Читаем Новый мир. № 12, 2003 полностью

В этой свалке разнородных предметов заводится мелодия, которой изъясняется душа, — такие, верно, имел в виду Фет, когда восклицал, что хочет «сказаться» без слова. Печальный звук «у» — лингвисты знают это его свойство — при помощи анафоры окольцовывает и пронизывает все стихотворение виолончельным, сердечным мотивом. По правде говоря, читателю этой рецензии придется верить мне на слово: цитаты не дают верного впечатления. Но часто бывает так, что рецензент цитирует удачные строчки, а читатель, открыв книгу, обнаруживает, что стихотворение как будто приколото к ним канцелярской скрепкой. В стихах Дуды нет такой эффектной законченной мысли, которую можно было бы предъявить. Поэтическая мысль растворена в мелодии всего стихотворения, и отдельные стихи тоже так связаны между собой, что не поддаются показательному вычленению.

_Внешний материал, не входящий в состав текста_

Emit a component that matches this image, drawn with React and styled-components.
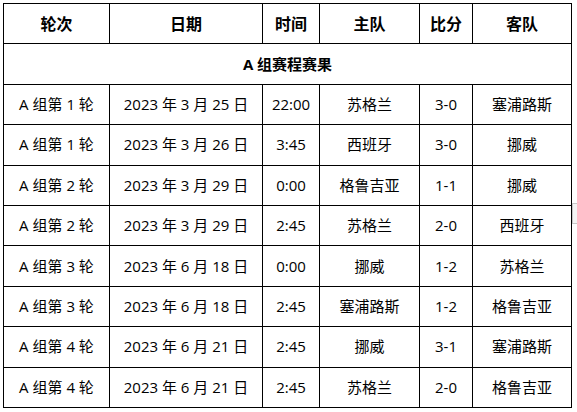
import React from 'react';
import styled, { createGlobalStyle } from 'styled-components';

const GlobalStyle = createGlobalStyle`
  body {
    margin: 0;
    padding: 3px;
    background: #ffffff;
    font-family: "Open Sans", "Noto Sans CJK SC", sans-serif;
    color: #000000;
  }
`;

const Table = styled.table`
  border-collapse: collapse;
  table-layout: fixed;
  width: 568px;
`;

const Cell = styled.td`
  border: 1px solid #000000;
  height: 39.4px;
  padding: 0;
  text-align: center;
  vertical-align: middle;
  font-size: 15px;
  font-weight: ${(p) => (p.$bold ? 700 : 400)};
  line-height: 1;
`;

const HeadCell = styled(Cell).attrs({ as: 'th' })`
  font-size: 16px;
  font-weight: 700;
`;

const ScrollMark = styled.div`
  position: fixed;
  right: 0;
  top: 203px;
  width: 4px;
  height: 19px;
  border: 1px solid #c8c8c8;
  border-right: none;
  background: #f4f4f4;
`;

const widths = [106, 153, 57, 100, 53, 99];
const headers = ['轮次', '日期', '时间', '主队', '比分', '客队'];

const matches = [
  ['A 组第 1 轮', '2023 年 3 月 25 日', '22:00', '苏格兰', '3-0', '塞浦路斯'],
  ['A 组第 1 轮', '2023 年 3 月 26 日', '3:45', '西班牙', '3-0', '挪威'],
  ['A 组第 2 轮', '2023 年 3 月 29 日', '0:00', '格鲁吉亚', '1-1', '挪威'],
  ['A 组第 2 轮', '2023 年 3 月 29 日', '2:45', '苏格兰', '2-0', '西班牙'],
  ['A 组第 3 轮', '2023 年 6 月 18 日', '0:00', '挪威', '1-2', '苏格兰'],
  ['A 组第 3 轮', '2023 年 6 月 18 日', '2:45', '塞浦路斯', '1-2', '格鲁吉亚'],
  ['A 组第 4 轮', '2023 年 6 月 21 日', '2:45', '挪威', '3-1', '塞浦路斯'],
  ['A 组第 4 轮', '2023 年 6 月 21 日', '2:45', '苏格兰', '2-0', '格鲁吉亚'],
];

export default function App() {
  return (
    <>
      <GlobalStyle />
      <Table>
        <colgroup>
          {widths.map((w, i) => (
            <col key={i} style={{ width: w }} />
          ))}
        </colgroup>
        <thead>
          <tr>
            {headers.map((h) => (
              <HeadCell key={h}>{h}</HeadCell>
            ))}
          </tr>
        </thead>
        <tbody>
          <tr>
            <Cell colSpan={6} $bold>
              A 组赛程赛果
            </Cell>
          </tr>
          {matches.map((row, i) => (
            <tr key={i}>
              {row.map((v, j) => (
                <Cell key={j}>{v}</Cell>
              ))}
            </tr>
          ))}
        </tbody>
      </Table>
      <ScrollMark />
    </>
  );
}
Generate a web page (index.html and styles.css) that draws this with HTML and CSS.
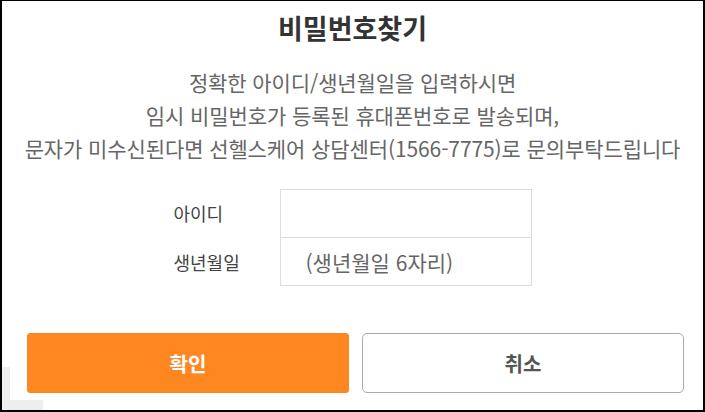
FILE: index.html
```html
<!DOCTYPE html>
<html lang="ko">
<head>
<meta charset="utf-8">
<title>비밀번호찾기</title>
<link rel="stylesheet" href="styles.css">
</head>
<body>
<div class="dialog">
  <h1 class="title">비밀번호찾기</h1>
  <p class="desc">정확한 아이디/생년월일을 입력하시면<br>임시 비밀번호가 등록된 휴대폰번호로 발송되며,<br>문자가 미수신된다면 선헬스케어 상담센터(1566-7775)로 문의부탁드립니다</p>
  <div class="form">
    <label class="label" for="uid">아이디</label>
    <input class="field" id="uid" type="text">
    <label class="label" for="birth">생년월일</label>
    <input class="field field-last" id="birth" type="text" placeholder="(생년월일 6자리)">
  </div>
  <div class="actions">
    <button class="btn btn-ok" type="button">확인</button>
    <button class="btn btn-cancel" type="button">취소</button>
  </div>
  <div class="corner"></div>
</div>
</body>
</html>
```
FILE: styles.css
```css
html, body {
  margin: 0;
  padding: 0;
  background: #fff;
}
.dialog {
  position: relative;
  width: 705px;
  height: 412px;
  box-sizing: border-box;
  border-left: 2px solid #000;
  border-top: 1px solid #000;
  border-right: 2px solid #000;
  border-bottom: 2px solid #000;
  background: #fff;
  font-family: "Noto Sans CJK KR", "Noto Sans", sans-serif;
  display: flex;
  flex-direction: column;
  align-items: center;
  overflow: hidden;
}
.title {
  margin: 9px 0 0;
  font-size: 27px;
  line-height: 36px;
  font-weight: 700;
  color: #333;
}
.desc {
  margin: 20px 0 0;
  font-size: 21px;
  line-height: 33px;
  color: #666;
  text-align: center;
  white-space: nowrap;
  letter-spacing: -0.1px;
}
.form {
  margin-top: 24px;
  display: grid;
  grid-template-columns: 106px 252px;
  align-items: center;
}
.label {
  font-size: 18px;
  color: #444;
}
.field {
  height: 48px;
  box-sizing: border-box;
  width: 252px;
  margin: 0;
  border: 1px solid #ddd;
  border-bottom: none;
  padding: 0 0 0 25px;
  font-family: inherit;
  font-size: 21px;
  color: #333;
  outline: none;
  background: #fff;
}
.field-last {
  border-bottom: 1px solid #ddd;
  height: 49px;
}
.field::placeholder {
  color: #666;
}
.actions {
  align-self: flex-start;
  margin: 47px 0 0 25px;
  display: flex;
  gap: 13px;
}
.btn {
  width: 322px;
  height: 60px;
  box-sizing: border-box;
  font-family: inherit;
  font-size: 20px;
  font-weight: 700;
  cursor: pointer;
}
.btn-ok {
  background: #fe8722;
  border: 1px solid #fb8420;
  border-radius: 3px;
  color: #fff;
}
.btn-cancel {
  background: #fff;
  border: 1px solid #aaa;
  border-radius: 5px;
  color: #555;
}
.corner {
  position: absolute;
  left: 0;
  bottom: 0;
  width: 41px;
  height: 43px;
  box-sizing: border-box;
  border-left: 8px solid #eee;
  border-bottom: 10px solid #eee;
  z-index: 0;
}
```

Муза Дуды обладает своим собственным голосом, своим местом обитания. Декорации российского захолустья ее не принижают, не делают глуше и проще.

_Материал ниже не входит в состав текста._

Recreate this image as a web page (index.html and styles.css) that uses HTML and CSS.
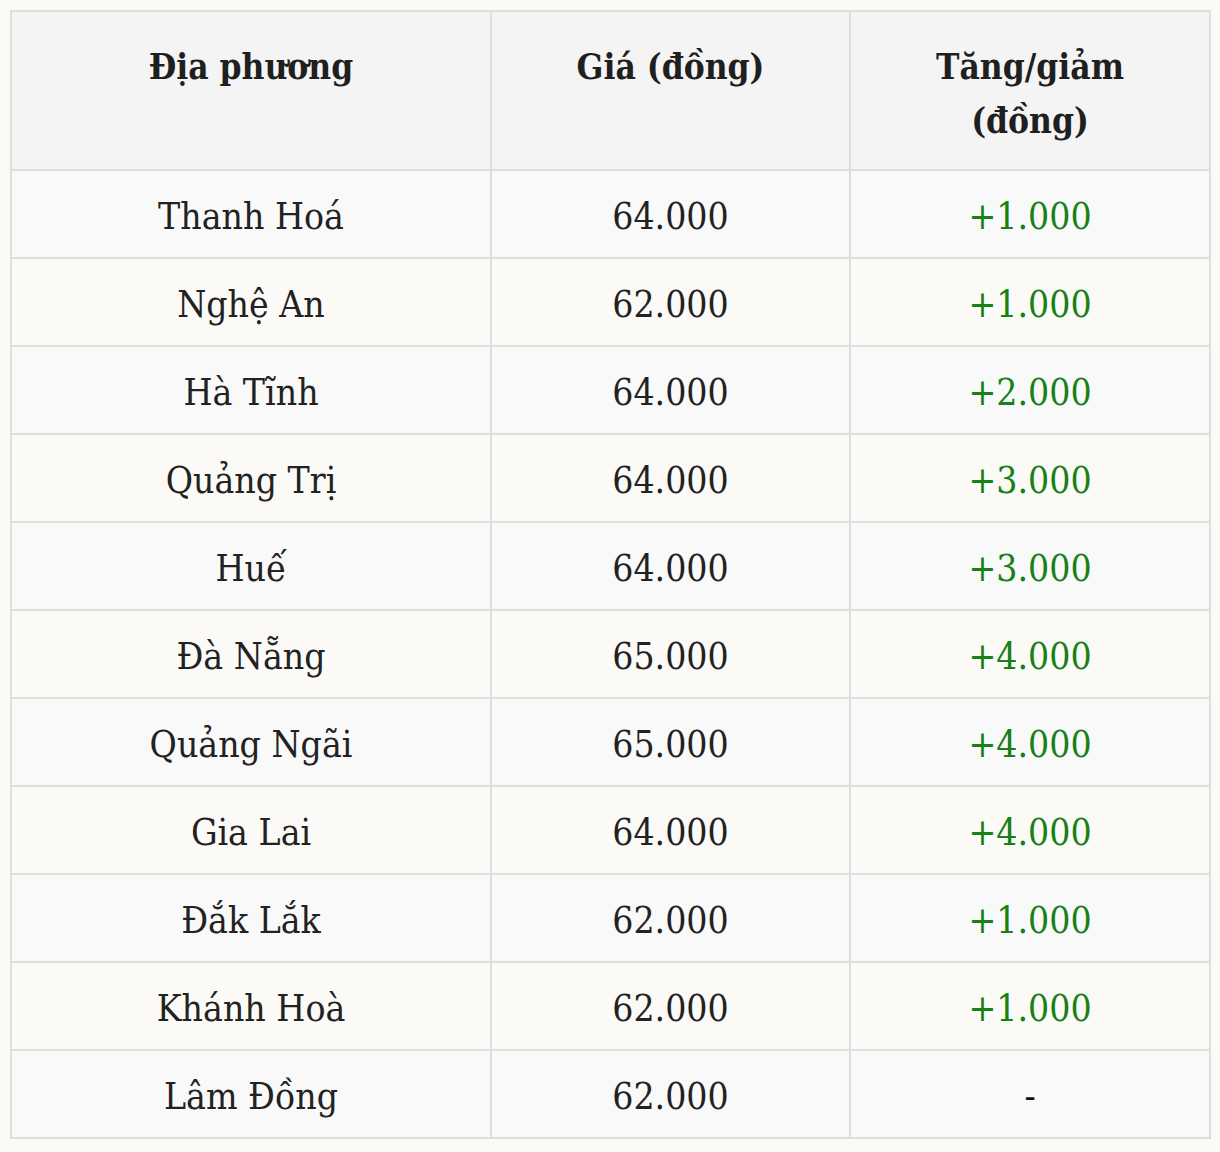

Странности, отклонения от обычного хода мысли, которые именно воспринимаются как отклонения, как сбои, диссонансы, — преображают известное в новое и пленяют воображение. Пришел чех, сел, погладил котенка, подумал о старости и сказал две фразы — о трудности жизни и трудности смерти: «Оттого, что ты дома, что грустен твой смех, / что невесел твой ветреный Кальман, / оттого и пришел, и раскланялся чех, / сел, где воздуха больше, где пальма…» Просто невозможно восстановить причинно-следственную связь между посещением чеха и тем, что «ты дома, что грустен твой смех» и т. д. Обманная логика. Не только пришел «оттого, что», но и раскланялся оттого. Вот тут и начинают звучать «диезы для тонкого слуха». Холодок вечности угадывается за кулисами этого стихотворения; как будто жизнь с ее уязвимым теплом увидена из какой-то необитаемой точки вселенной.

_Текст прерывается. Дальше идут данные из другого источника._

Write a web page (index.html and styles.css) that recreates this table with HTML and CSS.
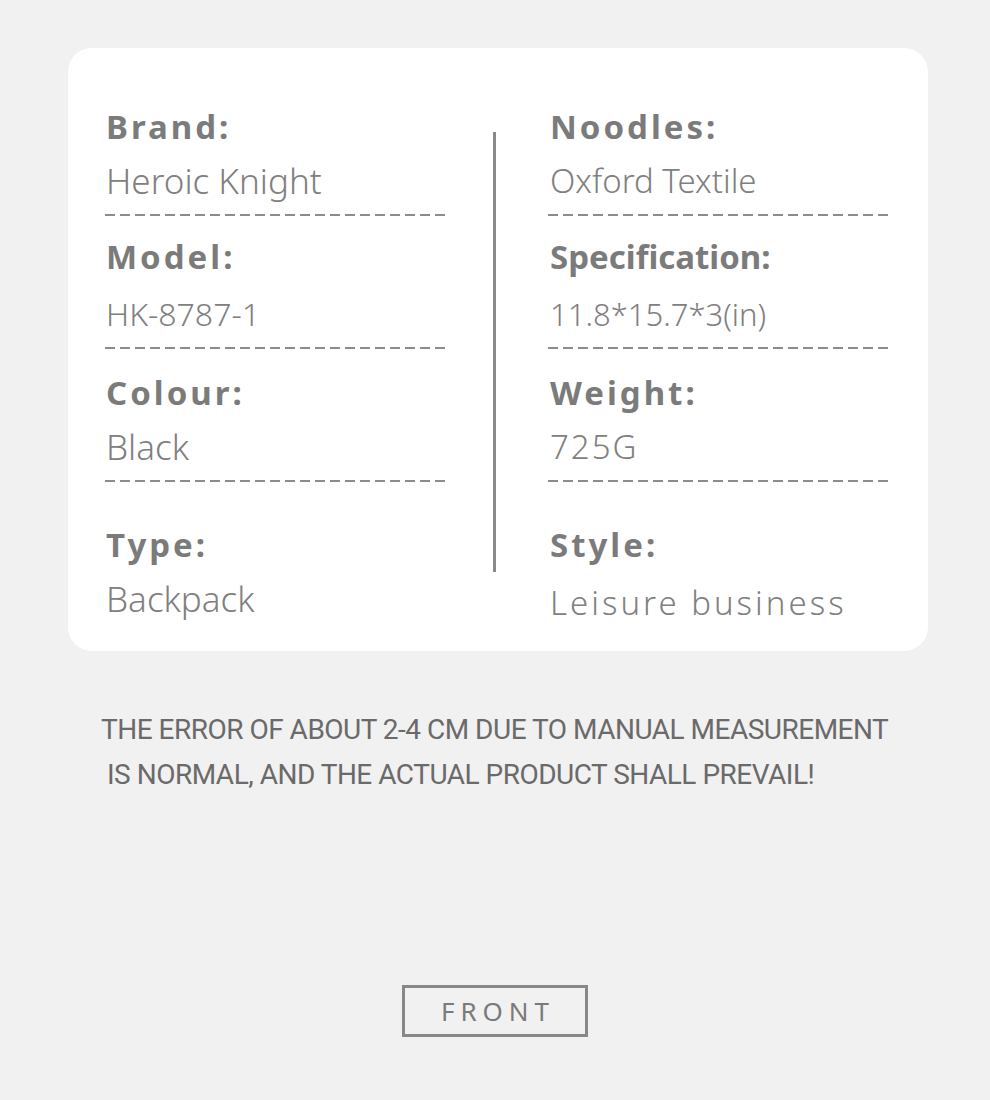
FILE: index.html
```html
<!DOCTYPE html>
<html lang="en">
<head>
    <meta charset="UTF-8">
    <meta name="viewport" content="width=device-width, initial-scale=1.0">
    <title>Product Parameters</title>
    <link rel="stylesheet" href="styles.css">
</head>
<body>
    <div class="page">
        <div class="card">
            <div class="col">
                <div class="item">
                    <div class="label spaced">Brand:</div>
                    <div class="value lg">Heroic Knight</div>
                    <div class="dash"></div>
                </div>
                <div class="item">
                    <div class="label spaced up">Model:</div>
                    <div class="value md">HK-8787-1</div>
                    <div class="dash"></div>
                </div>
                <div class="item">
                    <div class="label spaced">Colour:</div>
                    <div class="value lg">Black</div>
                    <div class="dash"></div>
                </div>
                <div class="item last">
                    <div class="label spaced">Type:</div>
                    <div class="value lg">Backpack</div>
                </div>
            </div>
            <div class="divider"></div>
            <div class="col">
                <div class="item">
                    <div class="label spaced">Noodles:</div>
                    <div class="value">Oxford Textile</div>
                    <div class="dash"></div>
                </div>
                <div class="item">
                    <div class="label up">Specification:</div>
                    <div class="value sm">11.8*15.7*3(in)</div>
                    <div class="dash"></div>
                </div>
                <div class="item">
                    <div class="label spaced">Weight:</div>
                    <div class="value spaced-light">725G</div>
                    <div class="dash"></div>
                </div>
                <div class="item last">
                    <div class="label spaced">Style:</div>
                    <div class="value spaced-wide low">Leisure business</div>
                </div>
            </div>
        </div>
        <p class="note">
            THE ERROR OF ABOUT 2-4 CM DUE TO MANUAL MEASUREMENT<br>
            <span class="indent">IS NORMAL, AND THE ACTUAL PRODUCT SHALL PREVAIL!</span>
        </p>
        <div class="front-wrap">
            <div class="front">FRONT</div>
        </div>
    </div>
</body>
</html>
```

FILE: styles.css
```css
body {
    margin: 0;
    padding: 0;
    background-color: #f1f1f1;
    font-family: "Noto Sans", "Open Sans", sans-serif;
    color: #7a7a7a;
}
.page {
    width: 990px;
    height: 1100px;
    padding-top: 48px;
    box-sizing: border-box;
}
.card {
    margin-left: 68px;
    width: 860px;
    height: 603px;
    box-sizing: border-box;
    background-color: #ffffff;
    border-radius: 24px;
    padding: 55px 40px 0 32px;
    display: grid;
    grid-template-columns: 345px 3px 344px;
    column-gap: 48px;
    align-items: start;
}
.divider {
    margin-top: 29px;
    height: 440px;
    background-color: #8a8a8a;
}
.item {
    padding-left: 6px;
}
.item.last {
    margin-top: 39px;
}
.label {
    font-size: 33px;
    font-weight: 700;
    line-height: 48px;
    color: #7b7b7b;
}
.label.up {
    margin-top: -3px;
    margin-bottom: 3px;
}
.spaced {
    letter-spacing: 3px;
}
.value {
    font-size: 33px;
    font-weight: 300;
    line-height: 60px;
    color: #808080;
    white-space: nowrap;
}
.value.lg {
    font-size: 35px;
}
.value.md {
    font-size: 32px;
}
.value.sm {
    font-size: 31px;
}
.value.low {
    margin-top: 4px;
}
.spaced-light {
    letter-spacing: 2px;
}
.spaced-wide {
    letter-spacing: 3px;
}
.dash {
    margin: 3px 0 20px -6px;
    height: 2px;
    background: repeating-linear-gradient(to left, #8c8c8c 0 10px, transparent 10px 15px);
}
.note {
    margin: 56px 0 0 101px;
    font-family: "Roboto", sans-serif;
    font-size: 28px;
    line-height: 45px;
    color: #6a6a6a;
    letter-spacing: -0.5px;
}
.indent {
    padding-left: 6px;
}
.front-wrap {
    margin-top: 188px;
    display: flex;
    justify-content: center;
}
.front {
    width: 186px;
    height: 52px;
    box-sizing: border-box;
    border: 3px solid #888888;
    display: flex;
    align-items: center;
    justify-content: center;
    font-size: 26px;
    letter-spacing: 6px;
    padding-left: 6px;
    color: #7a7a7a;
}
```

В «Записках по теории словесности» А. А. Потебни рассказан такой случай. Грек пел свою песню, спел и заплакал. Его попросили перевести, он сказал: «Сидела птица, сидела, потом улетела. По-русски ничего, а по-гречески очень жалко». Музыка в стихах любит как раз те места, где теряется логика. Ее сестра — неожиданность.

Неожиданность, смелость… О них мечтает каждый пишущий и на какие только уловки не пускается, чтобы удивить. В сущности, все ведь испробовано: и алогизм, и перечисления, и повторы, и экзотические имена, и странные словосочетания — все это приемы с двухвековой седой щетиной. Можно вспомнить и Тредиаковского с его дикими словечками, и обэриутов (особенно Введенского) — характерное словоупотребление Дуды встречается и у них. Но принципиальная разница состоит в том, что у них мы часто видим самоценную игру с «далековатыми понятиями», а у Дуды — окрашенное новыми красками лирическое волненье, музыку.

Наверно, тем объясняется торжество этих приемов, что художественное восприятие не знает иерархии впечатлений. Сознание отделяет важное от неважного, главное от второстепенного; подсознание этим не занимается, оно интересуется всем подряд, без всякого ранжира. Жизнь застает художника врасплох, внезапно заключая в свои объятия. Он видит, слышит, осязает одновременно и временами проговаривает что-то вскользь, охваченный горячим чувством. Тут и является к нему его Муза, и между ними происходит забавно описанная поэтом семейная сцена, домашняя, в процессе общей работы, перебранка: «Емкость души не измерила, стерва…» А кончается это стихотворение симптоматическим: «…непроизвольно вторгается в сферу / грубых инстинктов, энергию тратит, / прежде чем плотно задернуть портьеру, / мысли собрать и уснуть с ними, кстати».

Что еще муза может сделать с мыслями? Сбыть их логике не удастся. Да и что за мысли, цепляющиеся за портьеру, за грубые инстинкты? В соседнем стихотворении, например, сказано: «…под старой ветлой, чумовой и трухлявой, / до одури грызть можжевеловый стебель, / и думать, и думать при этом: о, дьявол, / мы видели землю, нам холодно в небе!» Вот именно — видели, грызли, холодно… но под чудную речевую мелодию, «чистый, как детство», мотив. Пастернак в разговоре об этом поэте подворачивается не случайно. Кстати говоря, цитаты в два-три стиха из Пастернака звучат для нас в полный голос, я думаю, потому, что мы помним звуковой образ целого, а для читателя, который — представим себе — его не знает, отдельные строки не отразили бы его прелести.